Israel usou diretriz militar que pôs em risco vida de civis durante ataque do Hamas
Controversa política das Forças Armadas de Israel estipula o uso da força máxima a fim de evitar o sequestro de seus soldados, independente das consequências
As Forças Armadas de Israel (IDF, na sigla original) acionaram o Protocolo Hannibal durante o ataque terrorista do grupo armado palestino Hamas em 7 de outubro do ano passado, revelou uma investigação do jornal israelense Haaretz.
A controversa política militar do Estado judeu estipula o uso da força máxima a fim de evitar o sequestro de seus soldados, mesmo à custa da vida de civis.
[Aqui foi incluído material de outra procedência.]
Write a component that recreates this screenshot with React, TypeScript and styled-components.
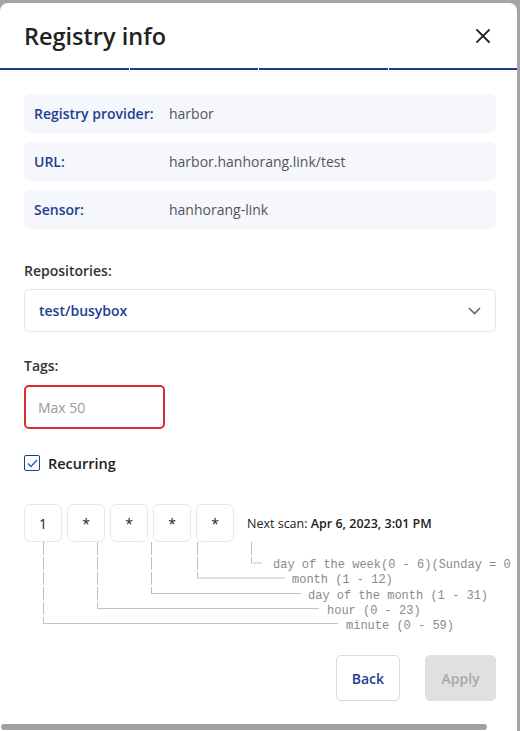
import React from "react";
import styled, { createGlobalStyle } from "styled-components";

const Global = createGlobalStyle`
  html, body { margin: 0; padding: 0; background: #a4a4a4; overflow: hidden; }
  body { font-family: "Open Sans", "Noto Sans", sans-serif; }
  * { box-sizing: border-box; }
`;

const Modal = styled.div`
  position: relative;
  margin-top: 3px;
  width: 517px;
  height: 728px;
  background: #ffffff;
  border-radius: 8px 8px 0 0;
  overflow: hidden;
`;

const Header = styled.div`
  height: 65px;
  padding: 0 26px 0 24px;
  display: flex;
  align-items: center;
  justify-content: space-between;
`;

const Title = styled.h1`
  margin: 0;
  font-size: 23.5px;
  font-weight: 600;
  color: #222;
  letter-spacing: 0;
`;

const CloseButton = styled.button`
  border: 0;
  background: none;
  padding: 0;
  width: 16px;
  height: 16px;
  display: flex;
  align-items: center;
  justify-content: center;
  cursor: pointer;
`;

const Progress = styled.div`
  display: grid;
  grid-template-columns: repeat(4, 1fr);
  gap: 1px;
  height: 2px;
`;

const Segment = styled.div`
  background: #1b3d8e;
`;

const Body = styled.div`
  padding: 24px 21px 0 24px;
  display: flex;
  flex-direction: column;
`;

const InfoList = styled.div`
  display: flex;
  flex-direction: column;
  gap: 9px;
`;

const InfoRow = styled.div`
  height: 39px;
  border-radius: 6px;
  background: #f5f7fc;
  padding: 0 10px;
  display: grid;
  grid-template-columns: 135px 1fr;
  align-items: center;
  font-size: 14px;
`;

const InfoLabel = styled.span`
  font-weight: 600;
  color: #1d3f8f;
`;

const InfoValue = styled.span`
  color: #555;
`;

const FieldLabel = styled.div<{ $mt: number }>`
  margin-top: ${(p) => p.$mt}px;
  font-size: 14px;
  font-weight: 600;
  color: #333;
  line-height: 20px;
`;

const Select = styled.div`
  margin-top: 8px;
  height: 43px;
  border: 1px solid #e4e7ee;
  border-radius: 6px;
  padding: 0 14px;
  display: flex;
  align-items: center;
  justify-content: space-between;
`;

const SelectValue = styled.span`
  font-size: 14px;
  font-weight: 600;
  color: #1d3f8f;
`;

const TagInput = styled.input`
  margin-top: 9px;
  width: 141px;
  height: 44px;
  border: 2px solid #dd2a2a;
  border-radius: 5px;
  padding: 0 12px;
  font-family: inherit;
  font-size: 14px;
  color: #333;
  outline: none;
  &::placeholder { color: #9a9a9a; }
`;

const CheckRow = styled.label`
  margin-top: 26px;
  display: flex;
  align-items: center;
  gap: 8px;
  font-size: 14.5px;
  font-weight: 600;
  color: #222;
  height: 16px;
`;

const CheckBox = styled.span`
  width: 16px;
  height: 16px;
  border: 1.5px solid #1d3f8f;
  border-radius: 2px;
  display: flex;
  align-items: center;
  justify-content: center;
`;

const CronRow = styled.div`
  margin-top: 33px;
  display: flex;
  align-items: center;
  gap: 5px;
`;

const CronCell = styled.div`
  width: 38px;
  height: 38px;
  border: 1px solid #e6e8f0;
  border-radius: 6px;
  display: flex;
  align-items: center;
  justify-content: center;
  font-size: 14px;
  color: #222;
`;

const NextScan = styled.div`
  margin-left: 8px;
  font-size: 12.5px;
  color: #222;
  b { font-weight: 600; }
`;

const Diagram = styled.svg`
  display: block;
  overflow: visible;
  font-family: "Liberation Mono", monospace;
`;

const Actions = styled.div`
  margin-top: 21px;
  display: flex;
  justify-content: flex-end;
  gap: 25px;
`;

const Button = styled.button<{ $primary?: boolean }>`
  height: 46px;
  padding: 0 15px;
  border-radius: 5px;
  font-family: inherit;
  font-size: 14px;
  font-weight: 600;
  border: 1px solid ${(p) => (p.$primary ? "#e0e0e0" : "#dcdcdc")};
  background: ${(p) => (p.$primary ? "#e0e0e0" : "#ffffff")};
  color: ${(p) => (p.$primary ? "#a9a9a9" : "#1d3f8f")};
  min-width: ${(p) => (p.$primary ? 71 : 63)}px;
`;

const ScrollThumb = styled.div`
  position: absolute;
  left: 1px;
  bottom: 1px;
  width: 486px;
  height: 6px;
  border-radius: 3px;
  background: #a1a1a1;
`;

const info = [
  ["Registry provider:", "harbor"],
  ["URL:", "harbor.hanhorang.link/test"],
  ["Sensor:", "hanhorang-link"],
];

const cron = ["1", "*", "*", "*", "*"];

const branches = [
  { x: 227, y: 20.5, hx: 238, tx: 249, label: "day of the week(0 - 6)(Sunday = 0 or 7)" },
  { x: 173, y: 35.5, hx: 261, tx: 268, label: "month (1 - 12)" },
  { x: 127, y: 51, hx: 277, tx: 284, label: "day of the month (1 - 31)" },
  { x: 73, y: 66, hx: 295, tx: 303, label: "hour (0 - 23)" },
  { x: 19, y: 81, hx: 314, tx: 322, label: "minute (0 - 59)" },
];

export default function App() {
  return (
    <>
      <Global />
      <Modal>
        <Header>
          <Title>Registry info</Title>
          <CloseButton aria-label="close">
            <svg width="14" height="14" viewBox="0 0 14 14">
              <path d="M1 1L13 13M13 1L1 13" stroke="#222" strokeWidth="1.8" strokeLinecap="square" />
            </svg>
          </CloseButton>
        </Header>
        <Progress>
          <Segment />
          <Segment />
          <Segment />
          <Segment />
        </Progress>
        <Body>
          <InfoList>
            {info.map(([l, v]) => (
              <InfoRow key={l}>
                <InfoLabel>{l}</InfoLabel>
                <InfoValue>{v}</InfoValue>
              </InfoRow>
            ))}
          </InfoList>
          <FieldLabel $mt={32}>Repositories:</FieldLabel>
          <Select>
            <SelectValue>test/busybox</SelectValue>
            <svg width="13" height="8" viewBox="0 0 13 8">
              <path d="M1 1L6.5 6.5L12 1" fill="none" stroke="#666" strokeWidth="1.6" />
            </svg>
          </Select>
          <FieldLabel $mt={24}>Tags:</FieldLabel>
          <TagInput placeholder="Max 50" />
          <CheckRow>
            <CheckBox>
              <svg width="11" height="9" viewBox="0 0 11 9">
                <path d="M1 4.5L4 7.5L10 1" fill="none" stroke="#2a57c9" strokeWidth="1.4" />
              </svg>
            </CheckBox>
            Recurring
          </CheckRow>
          <CronRow>
            {cron.map((c, i) => (
              <CronCell key={i}>{c}</CronCell>
            ))}
            <NextScan>
              Next scan: <b>Apr 6, 2023, 3:01 PM</b>
            </NextScan>
          </CronRow>
          <Diagram width="472" height="92" viewBox="0 0 472 92">
            {branches.map((b) => (
              <g key={b.label}>
                <line x1={b.x + 0.5} y1={0} x2={b.x + 0.5} y2={b.y} stroke="#bdbdbd" strokeWidth="1" strokeDasharray="12.5 2.5" />
                <line x1={b.x} y1={b.y + 0.5} x2={b.hx} y2={b.y + 0.5} stroke="#c4c4c4" strokeWidth="1" />
                <text x={b.tx} y={b.y + 5.5} fontSize="12" fill="#8a8a8a">
                  {b.label}
                </text>
              </g>
            ))}
          </Diagram>
          <Actions>
            <Button>Back</Button>
            <Button $primary>Apply</Button>
          </Actions>
        </Body>
        <ScrollThumb />
      </Modal>
    </>
  );
}
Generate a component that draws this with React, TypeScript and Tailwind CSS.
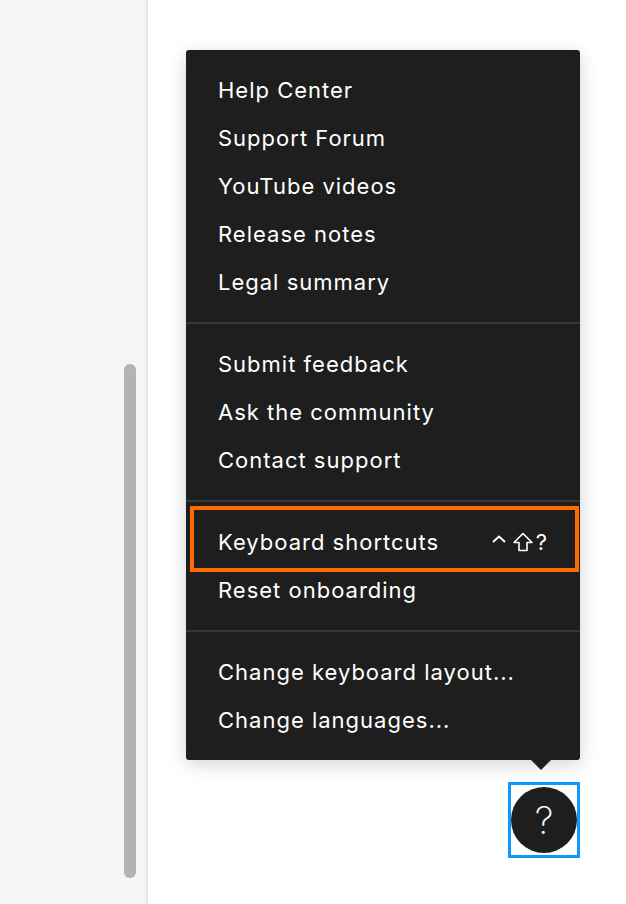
import type { FC } from "react";

const groups: string[][] = [
  ["Help Center", "Support Forum", "YouTube videos", "Release notes", "Legal summary"],
  ["Submit feedback", "Ask the community", "Contact support"],
  ["Keyboard shortcuts", "Reset onboarding"],
  ["Change keyboard layout...", "Change languages..."],
];

const MenuItem: FC<{ label: string }> = ({ label }) => {
  const isShortcuts = label === "Keyboard shortcuts";
  return (
    <div className="relative flex h-12 items-center justify-between px-8 text-[22px] tracking-[1px] text-white">
      <span>{label}</span>
      {isShortcuts && (
        <>
          <span className="flex items-center text-[22px]">
            <svg width="16" height="20" viewBox="0 0 16 20" fill="none" stroke="white" strokeWidth="2">
              <path d="M2 8 L8 2.5 L14 8" transform="translate(0 2)" />
            </svg>
            <svg width="22" height="20" viewBox="0 0 22 20" fill="none" stroke="white" strokeWidth="1.6" strokeLinejoin="round" className="ml-[5px]">
              <path d="M11 1.5 L20 10.5 H15 V18.5 H7 V10.5 H2 Z" />
            </svg>
            <span className="ml-[2px]">?</span>
          </span>
          <div className="pointer-events-none absolute left-[4px] right-[1px] top-[-12px] bottom-[-6px] border-[4px] border-[#ff6b00]" />
        </>
      )}
    </div>
  );
};

export default function App() {
  return (
    <div
      className="flex h-[904px] w-[626px] overflow-hidden bg-white"
      style={{ fontFamily: "Inter, 'Noto Sans', sans-serif" }}
    >
      {/* Left panel with scrollbar */}
      <div className="relative h-full w-[148px] shrink-0 border-r-2 border-[#e6e6e6] bg-[#f5f5f5]">
        <div className="absolute left-[124px] top-[364px] h-[514px] w-[12px] rounded-full bg-[#b3b3b3]" />
      </div>

      {/* Canvas area */}
      <div className="relative flex-1">
        {/* Help menu */}
        <div className="absolute left-[38px] top-[50px] w-[394px] rounded-[3px] bg-[#1e1e1e] py-4 shadow-[0_4px_18px_rgba(0,0,0,0.18)]">
          {groups.map((group, i) => (
            <div key={i}>
              {i > 0 && <div className="my-4 h-[2px] bg-[#383838]" />}
              {group.map((label) => (
                <MenuItem key={label} label={label} />
              ))}
            </div>
          ))}
          <div className="absolute bottom-[-10px] left-[345px] h-0 w-0 border-x-[10px] border-t-[10px] border-x-transparent border-t-[#1e1e1e]" />
        </div>

        {/* Help button */}
        <div className="absolute left-[360px] top-[782px] flex h-[76px] w-[72px] items-center justify-center border-[3px] border-[#0d99ff]">
          <div className="flex h-[66px] w-[66px] items-center justify-center rounded-full bg-[#1e1e1e] text-[38px] font-extralight text-white">
            ?
          </div>
        </div>
      </div>
    </div>
  );
}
Ainda segundo a publicação, a decisão foi tomada com base em informações limitadas e não verificadas durante as primeiras horas da ofensiva.
O protocolo foi usado em três instalações militares atacadas pelo Hamas, potencialmente colocando em risco também os civis, disse o Haaretz no domingo. Ainda segundo o jornal, durante o ataque, as redes de comunicação israelenses não conseguiam acompanhar o fluxo de informações alimentado por soldados que enviavam relatórios.
Leia também
• Presidente eleito do Irã expressa apoio ao Hezbollah contra Israel
• Israel bombardeia Gaza e mediadores intensificam pressão para obter trégua
No entanto, a mensagem transmitida às 11h22 pela Divisão de Gaza foi compreendida por todos. "Nenhum veículo pode retornar a Gaza", era a ordem.
"Nesse momento, o [exército israelense] não tinha conhecimento da extensão dos sequestros ao longo da fronteira de Gaza, mas sabia que muitas pessoas estavam envolvidas. Portanto, estava totalmente claro o significado daquela mensagem e qual seria o destino de algumas das pessoas sequestradas", disse a reportagem.
De acordo com o Haaretz, ainda não estava claro se, ou quantos, civis e militares foram feridos como resultado dessas ordens, mas documentos e testemunhos de soldados, bem como de oficiais de nível médio e sênior das Forças Armadas de Israel, sugeriram que a prática foi usada de forma "generalizada" em 7 de outubro, em meio à falta de informações claras, já que as IDF tiveram dificuldade para responder ao ataque do Hamas.
Segundo as autoridades israelenses, 1.139 pessoas foram mortas e outras 250 foram capturadas e levadas para a Faixa de Gaza em 7 de outubro. Já a contraofensiva de Israel deixou mais de 38 mil mortos nos últimos nove meses, de acordo com o ministério da saúde local, controlado pelo Hamas, e quase toda a população de 2,3 milhões de pessoas foi deslocada de suas casas em uma crise humanitária catastrófica.
“Os dados cumulativos indicam que muitas das pessoas sequestradas estavam em risco, expostas a tiros israelenses, mesmo que não fossem o alvo", disse o Haaretz. Ainda segundo o jornal, o protocolo Hannibal "foi empregado em três instalações do exército infiltradas pelo Hamas", mas isso "não impediu o sequestro de sete [soldados] ou a morte de 15 outros observadores, bem como de 38 outros soldados".
Um porta-voz não identificado das IDF disse ao Haaretz que o exército "começou a conduzir investigações internas sobre o que aconteceu em 7 de outubro e no período anterior".
— O objetivo dessas investigações é aprender e tirar lições que possam ser usadas para continuar a batalha. Quando essas investigações forem concluídas, os resultados serão apresentados ao público com transparência" — afirmou.
Em janeiro, surgiram as primeiras alegações de que as IDF poderiam ter usado o protocolo Hannibal para impedir que os combatentes do Hamas retornassem a Gaza com reféns. Embora a diretriz se aplique apenas a militares, muitos dos capturados eram civis. Segundo uma investigação da ONU realizada no mês passado, os militares israelenses provavelmente mataram mais de uma dúzia de seus próprios cidadãos durante o ataque de 7 de outubro.
A última vez que Israel invocou o Protocolo Hannibal foi em 2014, durante uma guerra em Gaza, de acordo com gravações de áudio militares vazadas, embora o exército israelense negue que tenha usado a doutrina. Dezenas de palestinos foram mortos no bombardeio israelense que se seguiu, provocando acusações de crimes de guerra contra as IDF.
Acredita-se que a diretriz tenha sido revogada em 2016, embora não esteja claro o que levou à sua anulação. Um relatório do controlador do Estado de Israel também recomendou que as IDF abolissem a diretriz por causa das críticas que recebeu, bem como por causa de suas várias interpretações pelos militares, disse o Haaretz.